»»

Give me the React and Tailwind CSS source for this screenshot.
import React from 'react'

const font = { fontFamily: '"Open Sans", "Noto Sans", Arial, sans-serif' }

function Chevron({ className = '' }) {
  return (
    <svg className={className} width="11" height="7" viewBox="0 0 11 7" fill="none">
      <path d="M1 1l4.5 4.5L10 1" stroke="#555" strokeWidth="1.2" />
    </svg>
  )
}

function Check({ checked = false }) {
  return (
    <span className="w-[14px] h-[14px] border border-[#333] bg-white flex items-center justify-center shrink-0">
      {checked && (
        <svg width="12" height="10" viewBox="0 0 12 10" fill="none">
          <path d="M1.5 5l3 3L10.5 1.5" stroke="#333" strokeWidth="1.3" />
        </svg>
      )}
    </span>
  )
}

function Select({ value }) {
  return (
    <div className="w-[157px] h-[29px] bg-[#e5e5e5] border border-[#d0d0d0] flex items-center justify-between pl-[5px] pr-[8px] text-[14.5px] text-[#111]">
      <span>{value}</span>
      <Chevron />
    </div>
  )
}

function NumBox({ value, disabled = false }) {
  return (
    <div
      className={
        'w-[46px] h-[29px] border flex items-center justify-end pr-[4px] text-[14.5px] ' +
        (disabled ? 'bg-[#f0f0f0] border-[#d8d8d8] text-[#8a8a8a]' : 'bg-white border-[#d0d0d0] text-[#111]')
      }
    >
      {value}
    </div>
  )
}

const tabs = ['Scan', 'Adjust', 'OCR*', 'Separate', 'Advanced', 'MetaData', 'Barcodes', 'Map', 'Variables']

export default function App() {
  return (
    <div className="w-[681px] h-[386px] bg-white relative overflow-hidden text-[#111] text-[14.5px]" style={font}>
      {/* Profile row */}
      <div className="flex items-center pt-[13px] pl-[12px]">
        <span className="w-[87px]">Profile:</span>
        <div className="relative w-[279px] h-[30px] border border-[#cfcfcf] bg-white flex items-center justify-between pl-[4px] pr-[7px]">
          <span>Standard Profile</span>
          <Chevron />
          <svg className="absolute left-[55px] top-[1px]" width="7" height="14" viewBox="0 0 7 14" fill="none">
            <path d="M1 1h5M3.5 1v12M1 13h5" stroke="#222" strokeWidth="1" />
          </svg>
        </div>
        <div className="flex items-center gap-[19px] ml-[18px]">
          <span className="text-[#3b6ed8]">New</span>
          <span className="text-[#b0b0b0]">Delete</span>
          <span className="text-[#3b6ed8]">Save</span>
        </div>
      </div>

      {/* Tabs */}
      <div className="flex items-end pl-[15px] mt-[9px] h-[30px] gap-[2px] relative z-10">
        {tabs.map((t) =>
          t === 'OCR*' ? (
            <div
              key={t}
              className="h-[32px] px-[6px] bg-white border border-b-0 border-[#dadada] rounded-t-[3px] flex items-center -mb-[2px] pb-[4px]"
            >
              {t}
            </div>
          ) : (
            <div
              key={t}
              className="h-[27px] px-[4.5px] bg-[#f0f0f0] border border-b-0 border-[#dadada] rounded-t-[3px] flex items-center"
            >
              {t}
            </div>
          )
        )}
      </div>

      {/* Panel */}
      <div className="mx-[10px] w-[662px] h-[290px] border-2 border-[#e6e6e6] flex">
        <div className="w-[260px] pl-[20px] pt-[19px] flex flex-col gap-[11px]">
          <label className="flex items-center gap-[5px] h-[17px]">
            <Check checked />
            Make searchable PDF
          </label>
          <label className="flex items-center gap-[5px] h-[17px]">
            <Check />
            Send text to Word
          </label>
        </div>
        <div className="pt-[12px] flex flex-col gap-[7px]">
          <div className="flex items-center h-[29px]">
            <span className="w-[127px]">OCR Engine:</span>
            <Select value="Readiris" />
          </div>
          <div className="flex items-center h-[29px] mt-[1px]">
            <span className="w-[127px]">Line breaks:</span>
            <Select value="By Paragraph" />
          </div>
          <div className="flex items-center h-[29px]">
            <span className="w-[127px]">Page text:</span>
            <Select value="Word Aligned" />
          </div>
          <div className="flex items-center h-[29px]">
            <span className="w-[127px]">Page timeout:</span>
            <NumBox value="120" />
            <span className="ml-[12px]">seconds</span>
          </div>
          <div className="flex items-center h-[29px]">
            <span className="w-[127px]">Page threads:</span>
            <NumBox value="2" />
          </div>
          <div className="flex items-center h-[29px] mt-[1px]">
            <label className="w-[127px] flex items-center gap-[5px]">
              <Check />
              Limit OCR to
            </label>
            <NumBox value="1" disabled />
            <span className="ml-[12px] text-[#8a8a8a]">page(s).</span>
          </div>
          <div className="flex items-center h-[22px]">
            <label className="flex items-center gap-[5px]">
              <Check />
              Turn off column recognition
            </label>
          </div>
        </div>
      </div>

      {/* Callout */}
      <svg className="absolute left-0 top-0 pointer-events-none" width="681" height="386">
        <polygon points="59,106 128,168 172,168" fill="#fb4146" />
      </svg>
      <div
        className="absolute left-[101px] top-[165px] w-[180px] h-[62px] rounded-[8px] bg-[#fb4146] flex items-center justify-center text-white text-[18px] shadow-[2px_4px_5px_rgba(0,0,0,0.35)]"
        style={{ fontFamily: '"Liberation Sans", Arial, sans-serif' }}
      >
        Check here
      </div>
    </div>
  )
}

««

> Problem requirements
Repeat the data in its entirety, character for character.

> Result of the task
Give me the React and Tailwind CSS source for this screenshot.
import React from 'react'

const font = { fontFamily: '"Open Sans", "Noto Sans", Arial, sans-serif' }

function Chevron({ className = '' }) {
  return (
    <svg className={className} width="11" height="7" viewBox="0 0 11 7" fill="none">
      <path d="M1 1l4.5 4.5L10 1" stroke="#555" strokeWidth="1.2" />
    </svg>
  )
}

function Check({ checked = false }) {
  return (
    <span className="w-[14px] h-[14px] border border-[#333] bg-white flex items-center justify-center shrink-0">
      {checked && (
        <svg width="12" height="10" viewBox="0 0 12 10" fill="none">
          <path d="M1.5 5l3 3L10.5 1.5" stroke="#333" strokeWidth="1.3" />
        </svg>
      )}
    </span>
  )
}

function Select({ value }) {
  return (
    <div className="w-[157px] h-[29px] bg-[#e5e5e5] border border-[#d0d0d0] flex items-center justify-between pl-[5px] pr-[8px] text-[14.5px] text-[#111]">
      <span>{value}</span>
      <Chevron />
    </div>
  )
}

function NumBox({ value, disabled = false }) {
  return (
    <div
      className={
        'w-[46px] h-[29px] border flex items-center justify-end pr-[4px] text-[14.5px] ' +
        (disabled ? 'bg-[#f0f0f0] border-[#d8d8d8] text-[#8a8a8a]' : 'bg-white border-[#d0d0d0] text-[#111]')
      }
    >
      {value}
    </div>
  )
}

const tabs = ['Scan', 'Adjust', 'OCR*', 'Separate', 'Advanced', 'MetaData', 'Barcodes', 'Map', 'Variables']

export default function App() {
  return (
    <div className="w-[681px] h-[386px] bg-white relative overflow-hidden text-[#111] text-[14.5px]" style={font}>
      {/* Profile row */}
      <div className="flex items-center pt-[13px] pl-[12px]">
        <span className="w-[87px]">Profile:</span>
        <div className="relative w-[279px] h-[30px] border border-[#cfcfcf] bg-white flex items-center justify-between pl-[4px] pr-[7px]">
          <span>Standard Profile</span>
          <Chevron />
          <svg className="absolute left-[55px] top-[1px]" width="7" height="14" viewBox="0 0 7 14" fill="none">
            <path d="M1 1h5M3.5 1v12M1 13h5" stroke="#222" strokeWidth="1" />
          </svg>
        </div>
        <div className="flex items-center gap-[19px] ml-[18px]">
          <span className="text-[#3b6ed8]">New</span>
          <span className="text-[#b0b0b0]">Delete</span>
          <span className="text-[#3b6ed8]">Save</span>
        </div>
      </div>

      {/* Tabs */}
      <div className="flex items-end pl-[15px] mt-[9px] h-[30px] gap-[2px] relative z-10">
        {tabs.map((t) =>
          t === 'OCR*' ? (
            <div
              key={t}
              className="h-[32px] px-[6px] bg-white border border-b-0 border-[#dadada] rounded-t-[3px] flex items-center -mb-[2px] pb-[4px]"
            >
              {t}
            </div>
          ) : (
            <div
              key={t}
              className="h-[27px] px-[4.5px] bg-[#f0f0f0] border border-b-0 border-[#dadada] rounded-t-[3px] flex items-center"
            >
              {t}
            </div>
          )
        )}
      </div>

      {/* Panel */}
      <div className="mx-[10px] w-[662px] h-[290px] border-2 border-[#e6e6e6] flex">
        <div className="w-[260px] pl-[20px] pt-[19px] flex flex-col gap-[11px]">
          <label className="flex items-center gap-[5px] h-[17px]">
            <Check checked />
            Make searchable PDF
          </label>
          <label className="flex items-center gap-[5px] h-[17px]">
            <Check />
            Send text to Word
          </label>
        </div>
        <div className="pt-[12px] flex flex-col gap-[7px]">
          <div className="flex items-center h-[29px]">
            <span className="w-[127px]">OCR Engine:</span>
            <Select value="Readiris" />
          </div>
          <div className="flex items-center h-[29px] mt-[1px]">
            <span className="w-[127px]">Line breaks:</span>
            <Select value="By Paragraph" />
          </div>
          <div className="flex items-center h-[29px]">
            <span className="w-[127px]">Page text:</span>
            <Select value="Word Aligned" />
          </div>
          <div className="flex items-center h-[29px]">
            <span className="w-[127px]">Page timeout:</span>
            <NumBox value="120" />
            <span className="ml-[12px]">seconds</span>
          </div>
          <div className="flex items-center h-[29px]">
            <span className="w-[127px]">Page threads:</span>
            <NumBox value="2" />
          </div>
          <div className="flex items-center h-[29px] mt-[1px]">
            <label className="w-[127px] flex items-center gap-[5px]">
              <Check />
              Limit OCR to
            </label>
            <NumBox value="1" disabled />
            <span className="ml-[12px] text-[#8a8a8a]">page(s).</span>
          </div>
          <div className="flex items-center h-[22px]">
            <label className="flex items-center gap-[5px]">
              <Check />
              Turn off column recognition
            </label>
          </div>
        </div>
      </div>

      {/* Callout */}
      <svg className="absolute left-0 top-0 pointer-events-none" width="681" height="386">
        <polygon points="59,106 128,168 172,168" fill="#fb4146" />
      </svg>
      <div
        className="absolute left-[101px] top-[165px] w-[180px] h-[62px] rounded-[8px] bg-[#fb4146] flex items-center justify-center text-white text-[18px] shadow-[2px_4px_5px_rgba(0,0,0,0.35)]"
        style={{ fontFamily: '"Liberation Sans", Arial, sans-serif' }}
      >
        Check here
      </div>
    </div>
  )
}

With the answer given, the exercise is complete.